Lastly, while these projected values may be slightly higher than previous ones, they may in fact be a bit conservative. As mentioned earlier, I didn’t factor in long-term extensions, which can represent significant extra value to the drafting team.
Also, the new collective bargaining agreement makes the draft slots more valuable than the pick themselves. Previously, if a team lost a draft pick it could try to make up for it by spending extra money in the later rounds. Now, penalties placed on spending in excess of the allocated draft day budget prevent this, while teams that stockpile draft picks have additional flexibility.
When it comes down to it, this is the real reason why Morales hasn’t signed and Drew didn’t sign until this week, and why Cruz and Santana settled for one-year deals. The draft pick penalty is nothing new, but how teams are valuing these same draft picks under the new CBA is.

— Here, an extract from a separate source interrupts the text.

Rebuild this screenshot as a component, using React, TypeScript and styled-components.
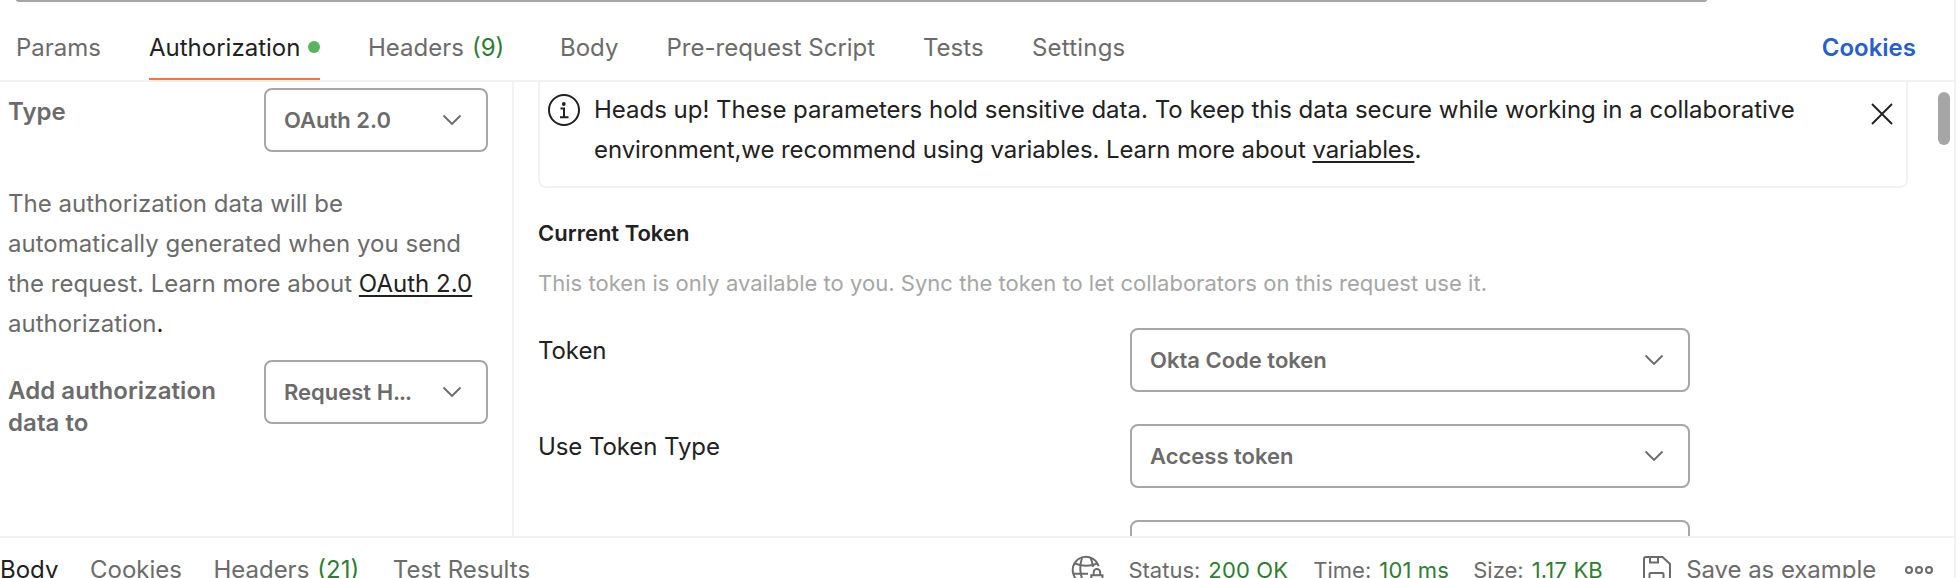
import React from "react";
import styled, { createGlobalStyle } from "styled-components";

const ink = "#212121";
const grey = "#6b6b6b";
const pale = "#a6a6a6";
const line = "#f2f2f2";
const green = "#2e7d32";

const GlobalStyle = createGlobalStyle`
  * { box-sizing: border-box; }
  body {
    margin: 0;
    background: #fff;
    color: ${ink};
    font-family: Inter, "Liberation Sans", sans-serif;
    font-size: 24px;
    overflow: hidden;
  }
`;

const Window = styled.div`
  width: 1956px;
  height: 578px;
  border-right: 2px solid ${line};
  display: flex;
  flex-direction: column;
  overflow: hidden;
  white-space: nowrap;
`;

const UrlBarEdge = styled.div`
  flex: none;
  height: 2px;
  margin: 0 247px 0 16px;
  background: ${pale};
  border-radius: 0 0 4px 4px / 0 0 2px 2px;
`;

const TabBar = styled.nav`
  flex: none;
  height: 80px;
  padding: 0 38px 0 16px;
  display: flex;
  border-bottom: 2px solid ${line};
`;

const Tab = styled.a<{ $active?: boolean; $width: number; $gap: number; $tracking?: number }>`
  display: flex;
  align-items: center;
  width: ${(p) => p.$width}px;
  height: 78px;
  padding-top: ${(p) => (p.$active ? 14 : 12)}px;
  margin-right: ${(p) => p.$gap}px;
  letter-spacing: ${(p) => p.$tracking ?? 0}px;
  color: ${(p) => (p.$active ? ink : grey)};
  border-bottom: ${(p) => (p.$active ? "2px solid #f37542" : "0")};
`;

const Count = styled.span`
  margin-left: 8px;
  color: ${green};
`;

const Dot = styled.span`
  width: 12px;
  height: 12px;
  margin-left: auto;
  border-radius: 50%;
  background: #58b55c;
`;

const CookiesLink = styled.a`
  margin-left: auto;
  height: 78px;
  padding-top: 12px;
  display: flex;
  align-items: center;
  font-weight: 600;
  color: #265fd1;
`;

const Main = styled.div`
  flex: none;
  height: 454px;
  display: flex;
  overflow: hidden;
`;

const Sidebar = styled.aside`
  width: 514px;
  padding: 6px 24px 0 8px;
  border-right: 2px solid ${line};
`;

const SideRow = styled.div`
  display: flex;
  justify-content: space-between;
`;

const SideLabel = styled.div<{ $top: number }>`
  padding-top: ${(p) => p.$top}px;
  font-weight: 600;
  line-height: 32px;
  letter-spacing: 0.06px;
  color: ${grey};
`;

const SideText = styled.p`
  margin: 32px 0 16px;
  line-height: 40px;
  letter-spacing: 0.02px;
  color: ${grey};
`;

const Link = styled.a`
  color: ${ink};
  text-decoration: underline;
  text-decoration-thickness: 2px;
  text-underline-offset: 3px;
`;

const Stop = styled.span`
  color: ${ink};
`;

const SelectBox = styled.div<{ $width: number }>`
  flex: none;
  width: ${(p) => p.$width}px;
  height: 64px;
  padding: 0 24px 0 18px;
  display: flex;
  align-items: center;
  justify-content: space-between;
  border: 2px solid ${pale};
  border-radius: 8px;
  font-size: 22px;
  font-weight: 600;
  color: ${grey};
`;

const Dots = styled.span`
  letter-spacing: -1px;
`;

const Content = styled.section`
  flex: 1;
  padding-left: 24px;
`;

const Banner = styled.div`
  width: 1370px;
  height: 106px;
  padding: 8px 12px 0 7px;
  display: flex;
  align-items: flex-start;
  border: 2px solid ${line};
  border-top: 0;
  border-radius: 0 0 8px 8px;
`;

const BannerText = styled.p`
  flex: 1;
  margin: 0 0 0 13px;
  line-height: 40px;
  letter-spacing: -0.01px;
`;

const BannerTail = styled.span`
  letter-spacing: -0.08px;
`;

const Heading = styled.h2`
  margin: 31px 0 0;
  font-size: 22px;
  line-height: 28px;
  font-weight: 600;
`;

const Hint = styled.p`
  margin: 22px 0 31px;
  font-size: 22px;
  line-height: 28px;
  letter-spacing: 0.025px;
  color: ${pale};
`;

const Field = styled.div`
  display: flex;
  height: 96px;
`;

const FieldLabel = styled.label`
  width: 592px;
  padding-top: 9px;
  line-height: 28px;
  letter-spacing: -0.08px;
`;

const ScrollTrack = styled.div`
  width: 16px;
  padding-top: 10px;
`;

const ScrollThumb = styled.div`
  width: 12px;
  height: 53px;
  border-radius: 6px;
  background: ${pale};
`;

const Footer = styled.footer`
  flex: none;
  height: 64px;
  padding: 16px 20px 0 0;
  display: flex;
  align-items: flex-start;
  border-top: 2px solid ${line};
  color: ${grey};
  line-height: 32px;
`;

const FooterTab = styled.span<{ $active?: boolean; $width: number }>`
  width: ${(p) => p.$width}px;
  color: ${(p) => (p.$active ? ink : grey)};
`;

const Stat = styled.span<{ $width: number }>`
  width: ${(p) => p.$width}px;
  font-size: 22px;
  line-height: 32px;
`;

const StatValue = styled.span`
  margin-left: 8px;
  letter-spacing: 0.15px;
  color: ${green};
`;

const IconSlot = styled.span<{ $width: number; $top?: number }>`
  width: ${(p) => p.$width}px;
  padding-top: ${(p) => p.$top ?? 0}px;
  display: flex;
`;

const BannerIcon = styled.span<{ $top: number }>`
  display: flex;
  padding-top: ${(p) => p.$top}px;
`;

const SaveLabel = styled.span`
  width: 218px;
  letter-spacing: -0.05px;
`;

const Chevron = () => (
  <svg width="20" height="12" viewBox="0 0 20 12" fill="none" stroke={grey} strokeWidth="1.9">
    <path d="M1.5 1.5 10 10l8.500-8.500" />
  </svg>
);

const InfoIcon = () => (
  <svg width="34" height="34" viewBox="0 0 34 34" fill="none" stroke={ink} strokeWidth="2">
    <circle cx="17" cy="17" r="15" />
    <path d="M13.500 15.500H17V24.500M13 24.300h8.500" />
    <circle cx="16.800" cy="11" r="1.900" fill={ink} stroke="none" />
  </svg>
);

const CloseIcon = () => (
  <svg width="24" height="24" viewBox="0 0 24 24" fill="none" stroke={ink} strokeWidth="1.900">
    <path d="M2 2l20 20M22 2 2 22" />
  </svg>
);

const GlobeLockIcon = () => (
  <svg width="34" height="34" viewBox="0 0 34 34" fill="none" stroke={grey} strokeWidth="2">
    <path d="M27.600 12.300A13.200 13.200 0 1 0 17 29" />
    <path d="M11 4C8.500 11 8.500 21 13 29M19.500 3.600Q21.500 8 22 13" />
    <path d="M4 9.500Q15 14 26.500 9.500M3 19.800H17" />
    <path d="M22.700 21v-2.700a3.200 3.200 0 0 1 6.400 0V21M20.300 21.300H31.500v10H20.300z" />
  </svg>
);

const SaveIcon = () => (
  <svg width="28" height="28" viewBox="0 0 28 28" fill="none" stroke={grey} strokeWidth="2">
    <path d="M3 1h16.500L27 8v17q0 2-2 2H3q-2 0-2-2V3q0-2 2-2z" />
    <path d="M7 1v5.500h8V1M6.500 27v-9q0-1 1-1h12q1 0 1 1v9" />
  </svg>
);

const MoreIcon = () => (
  <svg width="30" height="10" viewBox="0 0 30 10" fill="none" stroke={grey} strokeWidth="2">
    <circle cx="5" cy="5" r="3" />
    <circle cx="15" cy="5" r="3" />
    <circle cx="25" cy="5" r="3" />
  </svg>
);

const Select = ({ width, children }: { width: number; children?: React.ReactNode }) => (
  <SelectBox $width={width}>
    <span>{children}</span>
    <Chevron />
  </SelectBox>
);

const App = () => (
  <>
    <GlobalStyle />
    <Window>
      <UrlBarEdge />
      <TabBar>
        <Tab $width={84} $gap={49}>Params</Tab>
        <Tab $active $width={171} $gap={48}>Authorization<Dot /></Tab>
        <Tab $width={136} $gap={56}>Headers<Count>(9)</Count></Tab>
        <Tab $width={58} $gap={48.5}>Body</Tab>
        <Tab $width={209} $gap={47.5}>Pre-request Script</Tab>
        <Tab $width={61} $gap={48}>Tests</Tab>
        <Tab $width={95} $gap={0} $tracking={0.2}>Settings</Tab>
        <CookiesLink>Cookies</CookiesLink>
      </TabBar>
      <Main>
        <Sidebar>
          <SideRow>
            <SideLabel $top={8}>Type</SideLabel>
            <Select width={224}>OAuth 2.0</Select>
          </SideRow>
          <SideText>
            The authorization data will be<br />
            automatically generated when you send<br />
            the request. Learn more about <Link>OAuth 2.0</Link><br />
            authorization<Stop>.</Stop>
          </SideText>
          <SideRow>
            <SideLabel $top={15}>Add authorization<br />data to</SideLabel>
            <Select width={224}>Request H<Dots>...</Dots></Select>
          </SideRow>
        </Sidebar>
        <Content>
          <Banner>
            <BannerIcon $top={3}><InfoIcon /></BannerIcon>
            <BannerText>
              Heads up! These parameters hold sensitive data. To keep this data secure while working in a collaborative<br />
              <BannerTail>
                environment,we recommend using variables. Learn more about <Link>variables</Link>.
              </BannerTail>
            </BannerText>
            <BannerIcon $top={12}><CloseIcon /></BannerIcon>
          </Banner>
          <Heading>Current Token</Heading>
          <Hint>This token is only available to you. Sync the token to let collaborators on this request use it.</Hint>
          <Field>
            <FieldLabel>Token</FieldLabel>
            <Select width={560}>Okta Code token</Select>
          </Field>
          <Field>
            <FieldLabel>Use Token Type</FieldLabel>
            <Select width={560}>Access token</Select>
          </Field>
          <Field>
            <FieldLabel />
            <Select width={560} />
          </Field>
        </Content>
        <ScrollTrack>
          <ScrollThumb />
        </ScrollTrack>
      </Main>
      <Footer>
        <FooterTab $active $width={90}>Body</FooterTab>
        <FooterTab $width={123.5}>Cookies</FooterTab>
        <FooterTab $width={179.500}>Headers<Count>(21)</Count></FooterTab>
        <FooterTab $width={679}>Test Results</FooterTab>
        <IconSlot $width={57}><GlobeLockIcon /></IconSlot>
        <Stat $width={185}>Status:<StatValue>200 OK</StatValue></Stat>
        <Stat $width={160}>Time:<StatValue>101 ms</StatValue></Stat>
        <Stat $width={170}>Size:<StatValue>1.17 KB</StatValue></Stat>
        <IconSlot $width={43} $top={2}><SaveIcon /></IconSlot>
        <SaveLabel>Save as example</SaveLabel>
        <IconSlot $width={30} $top={11}><MoreIcon /></IconSlot>
      </Footer>
    </Window>
  </>
);

export default App;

Combined with the fact that teams are spending more money locking up their young players and fewer stars are hitting free agency, it’s easy to see how the increased emphasis on developing homegrown, cost-controlled talent is inflating draft pick values.
You can argue about the specific value of an individual draft pick, but one thing is certain: These factors have combined to make draft picks more valuable today than at any other time in baseball history. Unless the framework of the draft is reworked in the new CBA (the current one expires at the end of 2016), this trend is likely to only increase in future years.